WHAT IS BEING ASKED: Take the lines from the head of the listing through the one bearing "const query = ref('Luisa Colorado Ramirez')" and copy them exactly, leaving every picture out.

— begin —

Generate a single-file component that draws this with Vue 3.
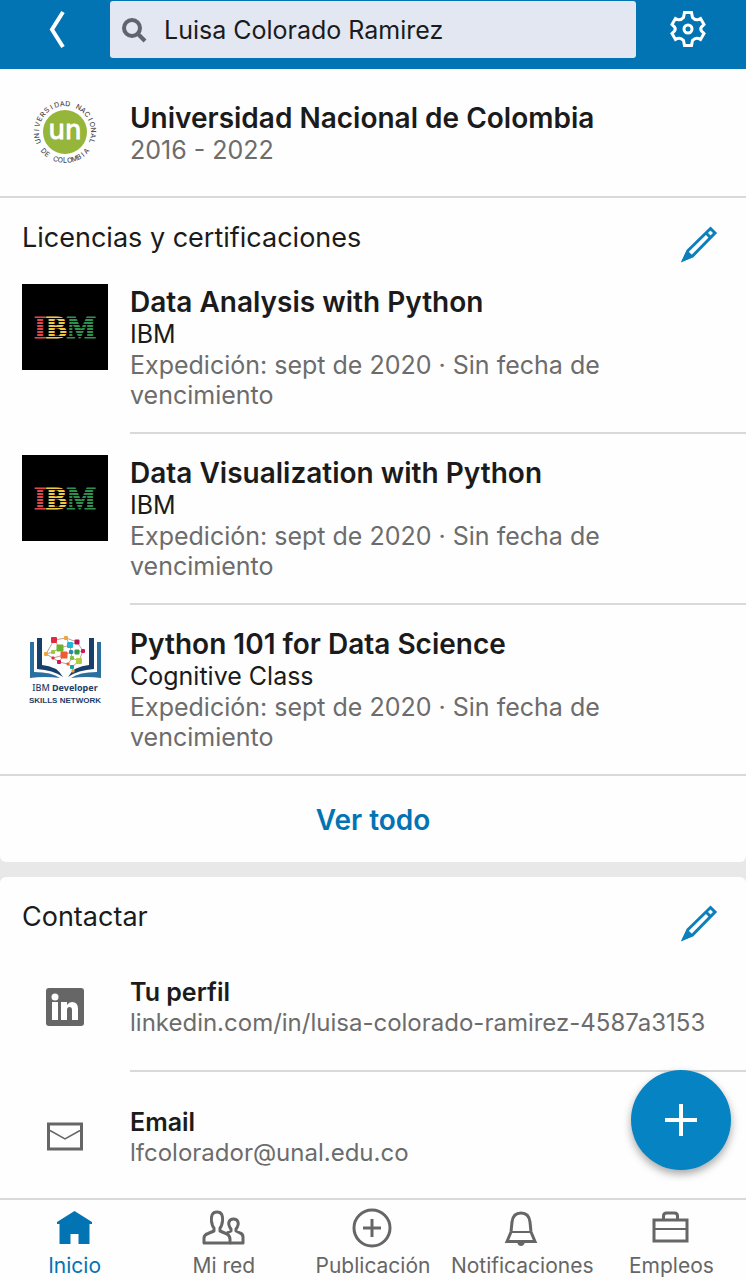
<script setup>
import { ref } from 'vue'

const query = ref('Luisa Colorado Ramirez')

const certificates = [
  { title: 'Data Analysis with Python', issuer: 'IBM', logo: 'ibm' },
  { title: 'Data Visualization with Python', issuer: 'IBM', logo: 'ibm' },
  { title: 'Python 101 for Data Science', issuer: 'Cognitive Class', logo: 'skills' },
]

const tabs = [
  { id: 'home', label: 'Inicio' },
  { id: 'network', label: 'Mi red' },
  { id: 'post', label: 'Publicación' },
  { id: 'alerts', label: 'Notificaciones' },
  { id: 'jobs', label: 'Empleos' },
]
const activeTab = ref('home')

// Letters spread evenly around the university seal, angles in degrees from the top.
const spread = (text, from, to) =>
  [...text].map((char, i) => ({ char, angle: from + ((to - from) * i) / (text.length - 1) }))
const sealTop = spread('UNIVERSIDAD NACIONAL', -109, 109)
const sealBottom = spread('DE COLOMBIA', 48, -48)

const stripes = [0, 1, 2, 3, 4, 5, 6]

// Network drawing: each node is a square centred on x, y.
const nodes = [
  { x: 32, y: 14, s: 6, c: '#e5293e' },
  { x: 44, y: 12, s: 4, c: '#f2a33a' },
  { x: 55, y: 16, s: 5, c: '#b5124f' },
  { x: 38, y: 22, s: 7, c: '#6ab42d' },
  { x: 48, y: 19, s: 6, c: '#22b4d6' },
  { x: 24, y: 28, s: 4, c: '#f2a33a' },
  { x: 31, y: 26, s: 4, c: '#9bca3c' },
  { x: 42, y: 29, s: 7, c: '#ee5a31' },
  { x: 49, y: 26, s: 4, c: '#2388ad' },
  { x: 55, y: 26, s: 5, c: '#2f9d4a' },
  { x: 61, y: 25, s: 4, c: '#d0175c' },
  { x: 31, y: 32, s: 3, c: '#e5293e' },
  { x: 37, y: 36, s: 4, c: '#d0175c' },
  { x: 50, y: 32, s: 4, c: '#7fc242' },
  { x: 57, y: 35, s: 6, c: '#b4cf36' },
  { x: 46, y: 38, s: 3, c: '#ee5a31' },
  { x: 50, y: 41, s: 4, c: '#1ba39c' },
  { x: 51, y: 45, s: 3, c: '#f2a33a' },
]
const edges = [
  [0, 1], [1, 2], [0, 3], [1, 4], [3, 4], [4, 2], [0, 5], [5, 6], [6, 3], [3, 7], [4, 8], [8, 9],
  [9, 10], [2, 10], [5, 11], [11, 7], [7, 12], [11, 12], [7, 8], [8, 13], [13, 14], [10, 14],
  [12, 15], [15, 16], [16, 14], [16, 17], [13, 15],
]
const links = edges
  .map(([a, b]) => `M${nodes[a].x} ${nodes[a].y}L${nodes[b].x} ${nodes[b].y}`)
  .join('')
</script>

<template>
  <div class="page">
    <header class="topbar">
      <button class="icon-button" aria-label="Atrás">
        <svg width="18" height="40" viewBox="0 0 18 40" fill="none" stroke="#fff" stroke-width="4">
          <path d="M15 3L4 20.500L15 38" />
        </svg>
      </button>
      <label class="search">
        <svg width="26" height="26" viewBox="0 0 26 26" fill="none" stroke="#5f656c" stroke-width="4">
          <circle cx="11" cy="11" r="8" />
          <path d="M16 16L24 24" />
        </svg>
        <input v-model="query" type="text" aria-label="Buscar" />
      </label>
      <button class="icon-button" aria-label="Configuración">
        <svg width="38" height="38" viewBox="0 0 38 38" fill="none" stroke="#fff" stroke-width="3">
          <path d="M15.500 2.500H22.500L23.500 7.500Q26 10.500 29.500 9.500L31.500 8.500L35 14.500L32.500 17Q31 19 32.500 21L35 23.500L31.500 29.500L29.500 28.500Q26 27.500 23.500 30.500L22.500 35.500H15.500L14.500 30.500Q12 27.500 8.500 28.500L6.500 29.500L3 23.500L5.500 21Q7 19 5.500 17L3 14.500L6.500 8.500L8.500 9.500Q12 10.500 14.500 7.500Z" />
          <circle cx="19" cy="19" r="4" />
        </svg>
      </button>
    </header>

    <main>
      <section class="card first">
        <article class="row school">
          <div class="media">
            <svg width="72" height="72" viewBox="-36 -36 72 72" class="seal">
              <circle r="22" fill="#96b53b" />
              <text y="7" class="seal-name">un</text>
              <text v-for="(l, i) in sealTop" :key="'t' + i" y="-26" :transform="`rotate(${l.angle})`" class="seal-letter">{{ l.char }}</text>
              <text v-for="(l, i) in sealBottom" :key="'b' + i" y="31" :transform="`rotate(${l.angle})`" class="seal-letter">{{ l.char }}</text>
            </svg>
          </div>
          <div class="text">
            <h3 class="title">Universidad Nacional de Colombia</h3>
            <p class="meta">2016 - 2022</p>
          </div>
        </article>

        <div class="section-head">
          <h2>Licencias y certificaciones</h2>
          <button class="edit" aria-label="Editar licencias y certificaciones">
            <svg width="38" height="38" viewBox="0 0 38 38" fill="none" stroke="#0e7fbd" stroke-width="3">
              <path d="M30.500 3.500L35 8L13 30.500L4 34.500L8 25.500Z" />
              <path d="M26 8L30.500 12.500" />
              <path d="M7 25L14 32L1 37Z" fill="#0e7fbd" stroke="none" />
            </svg>
          </button>
        </div>

        <article v-for="item in certificates" :key="item.title" class="row certificate">
          <div class="media">
            <svg v-if="item.logo === 'ibm'" width="86" height="86" viewBox="0 0 86 86" role="img" aria-label="IBM">
              <rect width="86" height="86" fill="#000" />
              <text x="43" y="54" class="ibm"><tspan class="red">I</tspan><tspan class="yellow">B</tspan><tspan class="green">M</tspan></text>
              <rect v-for="n in stripes" :key="n" x="10" :y="34 + n * 3" width="66" height="1" fill="#000" />
            </svg>
            <svg v-else width="86" height="86" viewBox="0 0 86 86" role="img" aria-label="IBM Developer Skills Network">
              <path d="M8 16H12V46Q30 46 38 52Q22 50 8 52Z" fill="#2a6f9f" />
              <path d="M15 12H20V39Q35 40 41 51Q31 44 15 43Z" fill="#163f6b" />
              <path d="M79 16H75V46Q57 46 49 52Q65 50 79 52Z" fill="#2a6f9f" />
              <path d="M72 12H67V39Q52 40 46 51Q56 44 72 43Z" fill="#163f6b" />
              <path :d="links" fill="none" stroke="#b9a58c" stroke-width="1" />
              <rect v-for="(n, i) in nodes" :key="i" :x="n.x - n.s / 2" :y="n.y - n.s / 2" :width="n.s" :height="n.s" rx="1" :fill="n.c" />
              <text x="43" y="65" class="dev"><tspan font-weight="500">IBM </tspan><tspan font-weight="700">Developer</tspan></text>
              <text x="43" y="77" class="skills">SKILLS NETWORK</text>
            </svg>
          </div>
          <div class="text">
            <h3 class="title">{{ item.title }}</h3>
            <p class="issuer">{{ item.issuer }}</p>
            <p class="meta">Expedición: sept de 2020 · Sin fecha de vencimiento</p>
          </div>
        </article>

        <a class="see-all" href="#todo">Ver todo</a>
      </section>

      <section class="card">
        <div class="section-head">
          <h2>Contactar</h2>
          <button class="edit" aria-label="Editar contacto">
            <svg width="38" height="38" viewBox="0 0 38 38" fill="none" stroke="#0e7fbd" stroke-width="3">
              <path d="M30.500 3.500L35 8L13 30.500L4 34.500L8 25.500Z" />
              <path d="M26 8L30.500 12.500" />
              <path d="M7 25L14 32L1 37Z" fill="#0e7fbd" stroke="none" />
            </svg>
          </button>
        </div>

        <article class="row contact">
          <div class="media">
            <svg width="38" height="38" viewBox="0 0 38 38" role="img" aria-label="LinkedIn">
              <rect width="38" height="38" rx="3" fill="#666" />
              <g fill="#fff">
                <circle cx="9" cy="9" r="3.500" />
                <rect x="6" y="14" width="6" height="18" />
                <path d="M15 14H21V17Q23 14 26 14Q32 14 32 21V32H26V22Q26 19 23.500 19Q21 19 21 22V32H15Z" />
              </g>
            </svg>
          </div>
          <div class="text">
            <h3 class="subtitle">Tu perfil</h3>
            <a class="value" href="#perfil">linkedin.com/in/luisa-colorado-ramirez-4587a3153</a>
          </div>
        </article>

        <article class="row contact">
          <div class="media">
            <svg width="38" height="38" viewBox="0 0 38 38" fill="none" stroke="#666">
              <rect x="2.500" y="6" width="33" height="25" stroke-width="3" />
              <path d="M4 12.500L19 21L34 12.500" stroke-width="1.500" />
            </svg>
          </div>
          <div class="text">
            <h3 class="subtitle">Email</h3>
            <a class="value" href="#email">lfcolorador@unal.edu.co</a>
          </div>
        </article>
      </section>
    </main>

    <div class="dock">
      <button class="fab" aria-label="Añadir">
        <svg width="34" height="34" viewBox="0 0 34 34" stroke="#fff" stroke-width="4">
          <path d="M17 1V33M1 17H33" />
        </svg>
      </button>
      <nav class="tabs">
        <a v-for="tab in tabs" :key="tab.id" :href="'#' + tab.id" :class="{ active: tab.id === activeTab }" @click="activeTab = tab.id">
          <svg width="44" height="40" viewBox="0 0 44 40" fill="none" stroke="currentColor" stroke-width="3">
            <path v-if="tab.id === 'home'" d="M21.500 1L39 12V14H36.500V34H25.500V24H17.500V34H6.500V14H4V12Z" fill="currentColor" stroke="none" />
            <g v-else-if="tab.id === 'network'" stroke-linejoin="round">
              <path d="M15 2C20 2 21 6 20.500 11C20 15 19 17 18 18V21L25 24Q28 26 28 29V33H2V28Q2 25 6 23.500L12 21V18C11 17 10 15 9.500 11C9 6 10 2 15 2Z" />
              <path d="M25 23L29 21V19Q26 15 27 12Q28 9 31.500 9Q35 9 36 12Q37 15 34 19V21L38 23Q41 24 41 27V33H28" />
            </g>
            <g v-else-if="tab.id === 'post'">
              <circle cx="21" cy="18" r="18" />
              <path d="M21 9V27M12 18H30" />
            </g>
            <g v-else-if="tab.id === 'alerts'">
              <path d="M7 31.500L11 22L12 12Q13 3 21 3Q29 3 30 12L31 22L35 31.500Z" />
              <path d="M11 22H31" stroke-width="2" />
              <path d="M17 32Q18 36 21 36Q24 36 25 32Z" fill="currentColor" stroke="none" />
            </g>
            <g v-else>
              <path d="M14.500 9V6Q14.500 3 17.500 3H25.500Q28.500 3 28.500 6V9" />
              <rect x="5" y="10" width="33" height="21" />
              <path d="M5 19H38" stroke-width="2" />
            </g>
          </svg>
          <span>{{ tab.label }}</span>
        </a>
      </nav>
    </div>
  </div>
</template>

<style>
body {
  margin: 0;
  background: #e8e8e8;
}
</style>

<style scoped>
.page {
  display: flex;
  flex-direction: column;
  min-height: 100vh;
  font-family: Inter, "Liberation Sans", sans-serif;
  color: #1b1b1b;
  background: #e8e8e8;
}

h2,
h3,
p {
  margin: 0;
}

button {
  padding: 0;
  border: 0;
  background: none;
  cursor: pointer;
}

a {
  text-decoration: none;
}

svg {
  display: block;
  flex: none;
  overflow: visible;
}

.topbar {
  display: grid;
  grid-template-columns: 110px 1fr 110px;
  height: 69px;
  background: #0274b3;
}

.icon-button {
  display: flex;
  align-items: center;
  justify-content: center;
  height: 58px;
  padding-right: 6px;
}

.icon-button:first-child {
  padding: 0 0 0 4px;
}

.search {
  display: flex;
  align-items: center;
  gap: 17px;
  height: 57px;
  margin-top: 1px;
  padding: 0 11px;
  box-sizing: border-box;
  border-radius: 3px;
  background: #e2e7f2;
}

.search input {
  flex: 1;
  min-width: 0;
  padding: 0;
  border: 0;
  outline: 0;
  background: none;
  color: #1b1b1b;
  font: 400 25px/32px Inter, "Liberation Sans", sans-serif;
}

main {
  display: flex;
  flex: 1;
  flex-direction: column;
  gap: 15px;
}

.card {
  border-radius: 6px;
  background: #fefefe;
}

.card.first {
  border-radius: 0 0 6px 6px;
}

.card:last-child {
  flex: 1;
  border-radius: 6px 6px 0 0;
}

.row {
  display: grid;
  grid-template-columns: 86px 1fr;
  column-gap: 22px;
  padding-left: 22px;
}

.media {
  display: flex;
  justify-content: center;
}

.school {
  padding-top: 32px;
  padding-bottom: 31px;
  border-bottom: 2px solid #d9d9d9;
}

.school .media {
  height: 62px;
  align-items: center;
}

.seal-name {
  font: 400 26px "DejaVu Sans", sans-serif;
  text-anchor: middle;
  fill: #fff;
  stroke: #fff;
  stroke-width: 1;
}

.seal-letter {
  font: 500 7px Inter, sans-serif;
  text-anchor: middle;
  fill: #4b4b55;
}

.ibm {
  font: 700 31px "Liberation Serif", serif;
  text-anchor: middle;
  stroke-width: 1;
}

.red {
  fill: #e0474c;
  stroke: #e0474c;
}

.yellow {
  fill: #ecc94b;
  stroke: #ecc94b;
}

.green {
  fill: #2f9150;
  stroke: #2f9150;
}

.dev {
  font: 600 9px "Noto Sans", sans-serif;
  text-anchor: middle;
  fill: #1d3f69;
}

.skills {
  font: 700 8px "Liberation Sans", sans-serif;
  text-anchor: middle;
  fill: #1d3f69;
}

.title {
  font-size: 28px;
  font-weight: 600;
  line-height: 34px;
}

.issuer {
  font-size: 25px;
  line-height: 31px;
}

.meta {
  color: #6c6c6c;
  font-size: 25px;
  line-height: 30px;
}

.section-head {
  display: flex;
  align-items: flex-start;
  justify-content: space-between;
  height: 65px;
  padding: 0 28px 0 22px;
}

.section-head h2 {
  padding-top: 23px;
  font-size: 27px;
  font-weight: 400;
  line-height: 34px;
}

.edit {
  margin-top: 27px;
}

.certificate .text,
.contact .text {
  border-bottom: 2px solid #d9d9d9;
}

.certificate .media {
  padding-top: 21px;
}

.certificate .text {
  padding: 22px 120px 22px 0;
}

.see-all {
  display: block;
  padding: 27px 0 25px;
  border-top: 2px solid #d9d9d9;
  margin-top: -2px;
  color: #0274b3;
  font-size: 28px;
  font-weight: 600;
  line-height: 34px;
  text-align: center;
}

.contact .media {
  padding-top: 46px;
}

.contact .text {
  padding: 35px 0 31px;
}

.contact:last-child .text {
  padding-bottom: 29px;
  border: 0;
}

.subtitle {
  font-size: 25px;
  font-weight: 600;
  line-height: 30px;
}

.value {
  display: block;
  color: #6c6c6c;
  font-size: 24px;
  line-height: 32px;
}

.dock {
  position: sticky;
  bottom: 0;
}

.fab {
  position: absolute;
  right: 15px;
  bottom: 110px;
  display: flex;
  align-items: center;
  justify-content: center;
  width: 100px;
  height: 100px;
  border-radius: 50%;
  background: #0583c3;
  box-shadow: 0 4px 8px rgba(0, 0, 0, 0.35);
}

.tabs {
  display: grid;
  grid-template-columns: repeat(5, 1fr);
  height: 80px;
  border-top: 2px solid #d9d9d9;
  background: #fefefe;
}

.tabs a {
  display: flex;
  flex-direction: column;
  align-items: center;
  gap: 2px;
  padding-top: 10px;
  color: #666;
  font-size: 21px;
  line-height: 28px;
  white-space: nowrap;
}

.tabs a.active {
  color: #0274b3;
}
</style>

— end —

FINAL ANSWER:
Generate a single-file component that draws this with Vue 3.
<script setup>
import { ref } from 'vue'

const query = ref('Luisa Colorado Ramirez')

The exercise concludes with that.